Neurological impact of covid-19 - Part 24 Jul 2021 14:56
Is covid-19’s effect on the brain unusual?
Not particularly. Many other viruses, including the measles, polio and Zika ones, can also affect the brain. For instance, hospitalisation with pneumonia, which can be caused by viral infection, can lead to cognitive impairment that lasts at least a year in a third of those over 60 and a fifth of younger people.
How does the damage actually occur?
The coronavirus can infect the cells lining the blood vessels that supply the brain, says Frank Heppner at Charité University of Medicine in Berlin, causing inflammation and potential complications such as strokes. But the virus doesn’t seem to cross the blood-brain barrier and attack brain tissue directly.
When Andreas Keller at Saarland University in Germany and his colleagues examined eight people who died of covid-19, they found major changes in gene expression characteristic of those seen in neurodegenerative conditions such as Alzheimer’s disease. They think that certain signalling molecules, triggered by the virus, relay information into the brain and cause inflammation and other damage that could help explain symptoms such as the brain fog and fatigue many report.
Can covid-19 lead to Alzheimer’s?
As part of a long-term study called the UK Biobank, the brains of 40,000 people had been scanned before the pandemic. Now 800 of those people, 400 of whom tested positive for the virus, have been rescanned. The results show a loss of grey matter in some parts of the brains of those infected, including in younger people and those with only mild disease.

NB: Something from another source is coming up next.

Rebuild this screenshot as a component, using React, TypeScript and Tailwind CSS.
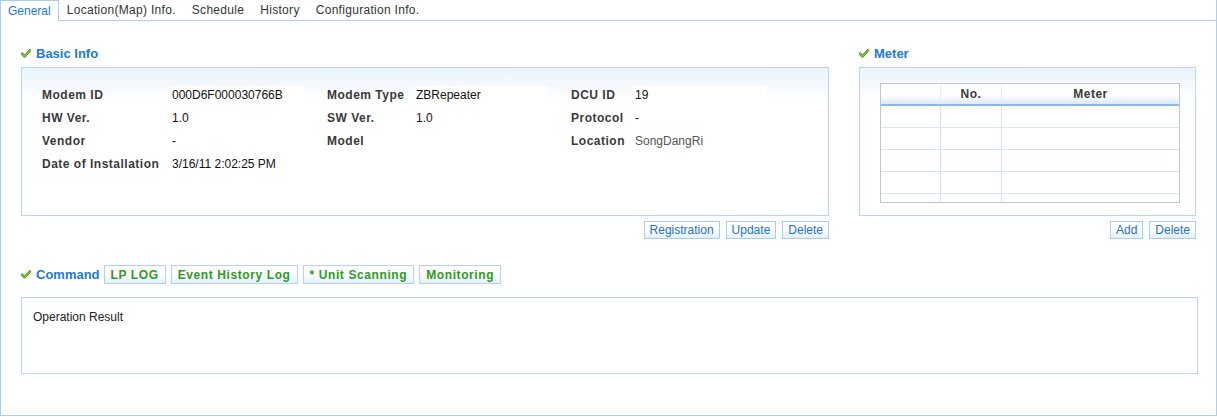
import React from 'react';

const Check = () => (
  <svg width="10" height="9" viewBox="0 0 10 9" className="shrink-0">
    <path d="M1 4.6 L3.6 7.4 L9 1.4" fill="none" stroke="#4f8f1c" strokeWidth="2.6" strokeLinecap="round" strokeLinejoin="round" />
    <path d="M1 4.6 L3.6 7.4 L9 1.4" fill="none" stroke="#8cc63f" strokeWidth="1.2" strokeLinecap="round" strokeLinejoin="round" />
  </svg>
);

function SectionTitle({ children }: { children: React.ReactNode }) {
  return (
    <div className="flex items-center gap-[5px] h-[16px]">
      <Check />
      <span className="text-[13px] font-bold tracking-[0px] text-[#1b7bd0] leading-none">{children}</span>
    </div>
  );
}

function BlueButton({ children }: { children: React.ReactNode }) {
  return (
    <button className="h-[18px] px-[5px] border border-[#aacde9] bg-[linear-gradient(to_bottom,#ffffff_45%,#e2effb_100%)] text-[12px] leading-none text-[#1f6fc5]">
      {children}
    </button>
  );
}

function CmdButton({ children }: { children: React.ReactNode }) {
  return (
    <button className="h-[19px] px-[6px] border border-[#b3d3ee] bg-[linear-gradient(to_bottom,#ffffff_45%,#e3f0fb_100%)] text-[12px] font-bold tracking-[0.6px] leading-none text-[#2f9a22]">
      {children}
    </button>
  );
}

const rows: [string, string, string, string, string, string][] = [
  ['Modem ID', '000D6F000030766B', 'Modem Type', 'ZBRepeater', 'DCU ID', '19'],
  ['HW Ver.', '1.0', 'SW Ver.', '1.0', 'Protocol', '-'],
  ['Vendor', '-', 'Model', '', 'Location', 'SongDangRi'],
  ['Date of Installation', '3/16/11 2:02:25 PM', '', '', '', ''],
];

const label = 'text-[12px] font-bold tracking-[0.5px] text-[#3a3a3a] whitespace-nowrap';
const value = 'text-[12px] text-[#111] whitespace-nowrap';
const firstCell = 'inline-flex items-center -ml-[2px] pl-[2px] w-[134px] h-[18px] bg-white';

export default function App() {
  return (
    <div className="w-[1217px] h-[417px] bg-white font-['Liberation_Sans',Arial,sans-serif] flex flex-col">
      {/* tabs */}
      <div className="flex h-[21px] shrink-0">
        <div className="h-[21px] px-[7px] border-l border-t border-r border-[#a9d0f0] bg-white flex items-center text-[12px] text-[#1b7bd0]">
          General
        </div>
        <div className="flex-1 flex border-b border-r border-[#a9d0f0] text-[12px] text-[#333]">
          {['Location(Map) Info.', 'Schedule', 'History', 'Configuration Info.'].map((t) => (
            <div key={t} className="px-[8px] flex items-center tracking-[0.3px]">{t}</div>
          ))}
        </div>
      </div>

      {/* panel */}
      <div className="h-[395px] border-l border-r border-b border-[#a9d0f0] pl-[20px] pr-[19px] pt-[24px]">
        <div className="flex gap-[30px]">
          {/* basic info */}
          <div className="w-[808px] flex flex-col">
            <SectionTitle>Basic Info</SectionTitle>
            <div className="mt-[6px] h-[149px] border border-[#bcd6ee] bg-[linear-gradient(to_bottom,#eaf3fd_0px,#ffffff_34px)] pl-[20px] pt-[15px]">
              <div className="grid grid-cols-[130px_155px_89px_155px_64px_1fr] auto-rows-[23px] items-center">
                {rows.map((r, i) => (
                  <React.Fragment key={i}>
                    <div className={label}>{r[0]}</div>
                    <div className={value}>
                      <span className={i === 0 ? firstCell : ''}>{r[1]}</span>
                    </div>
                    <div className={label}>{r[2]}</div>
                    <div className={value}>
                      <span className={i === 0 ? firstCell : ''}>{r[3]}</span>
                    </div>
                    <div className={label}>{r[4]}</div>
                    <div className={i === 2 ? 'text-[12px] text-[#555] whitespace-nowrap' : value}>
                      <span className={i === 0 ? firstCell : ''}>{r[5]}</span>
                    </div>
                  </React.Fragment>
                ))}
              </div>
            </div>
            <div className="mt-[5px] flex justify-end gap-[6px]">
              <BlueButton>Registration</BlueButton>
              <BlueButton>Update</BlueButton>
              <BlueButton>Delete</BlueButton>
            </div>
          </div>

          {/* meter */}
          <div className="w-[337px] flex flex-col">
            <SectionTitle>Meter</SectionTitle>
            <div className="mt-[6px] h-[149px] border border-[#bcd6ee] bg-[linear-gradient(to_bottom,#eaf3fd_0px,#ffffff_34px)] pl-[20px] pt-[15px]">
              <div className="w-[300px] h-[120px] border border-[#c4c4c4] overflow-hidden bg-white">
                <div className="flex h-[22px] border-b-2 border-[#8db9e4] bg-[linear-gradient(to_bottom,#ffffff_55%,#dbe9f8_100%)] text-[12px] font-bold tracking-[0.5px] text-[#3a3a3a]">
                  <div className="w-[60px] border-r border-[#e6eef6]" />
                  <div className="w-[61px] border-r border-[#e6eef6] flex items-center justify-center">No.</div>
                  <div className="flex-1 flex items-center justify-center">Meter</div>
                </div>
                {[0, 1, 2, 3, 4].map((i) => (
                  <div key={i} className="flex h-[22px] border-b border-[#d5e5f5]">
                    <div className="w-[60px] border-r border-[#d5e5f5]" />
                    <div className="w-[61px] border-r border-[#d5e5f5]" />
                    <div className="flex-1" />
                  </div>
                ))}
              </div>
            </div>
            <div className="mt-[5px] flex justify-end gap-[6px]">
              <BlueButton>Add</BlueButton>
              <BlueButton>Delete</BlueButton>
            </div>
          </div>
        </div>

        {/* command */}
        <div className="mt-[26px] flex items-center h-[19px]">
          <SectionTitle>Command</SectionTitle>
          <div className="ml-[4px] flex gap-[5px]">
            <CmdButton>LP LOG</CmdButton>
            <CmdButton>Event History Log</CmdButton>
            <CmdButton>* Unit Scanning</CmdButton>
            <CmdButton>Monitoring</CmdButton>
          </div>
        </div>

        <div className="mt-[13px] w-[1177px] h-[77px] border border-[#bcd6ee] pl-[11px] pt-[10px] text-[12px] text-[#222]">
          Operation Result
        </div>
      </div>
    </div>
  );
}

A preprint describing these findings has raised alarm bells with some (medRxiv, doi.org/gkx6). “It’s very concerning,” Scott Gottlieb, former head of the US Food and Drug Administration, told CBS News. “It suggests… covid is a disease that could create persistent symptoms.” The researchers aren’t discussing the results yet.
Michael thinks that direct infection of the olfactory nerve is causing damage that then affects adjacent areas of the brain, including memory regions.
What has most alarmed people is the possibility that this brain damage could lead to later consequences. The preprint states that the findings raise the possibility that SARS-CoV-2 infection “might in time contribute to Alzheimer’s disease or other forms of dementia”.
Other researchers say this is plausible, but think at worst it will affect a tiny number of people. “We cannot exclude the possibility,” says Heppner. But many viruses have similar effects on the brain without causing such conditions, he says. “It won’t apply to every covid patient for sure.”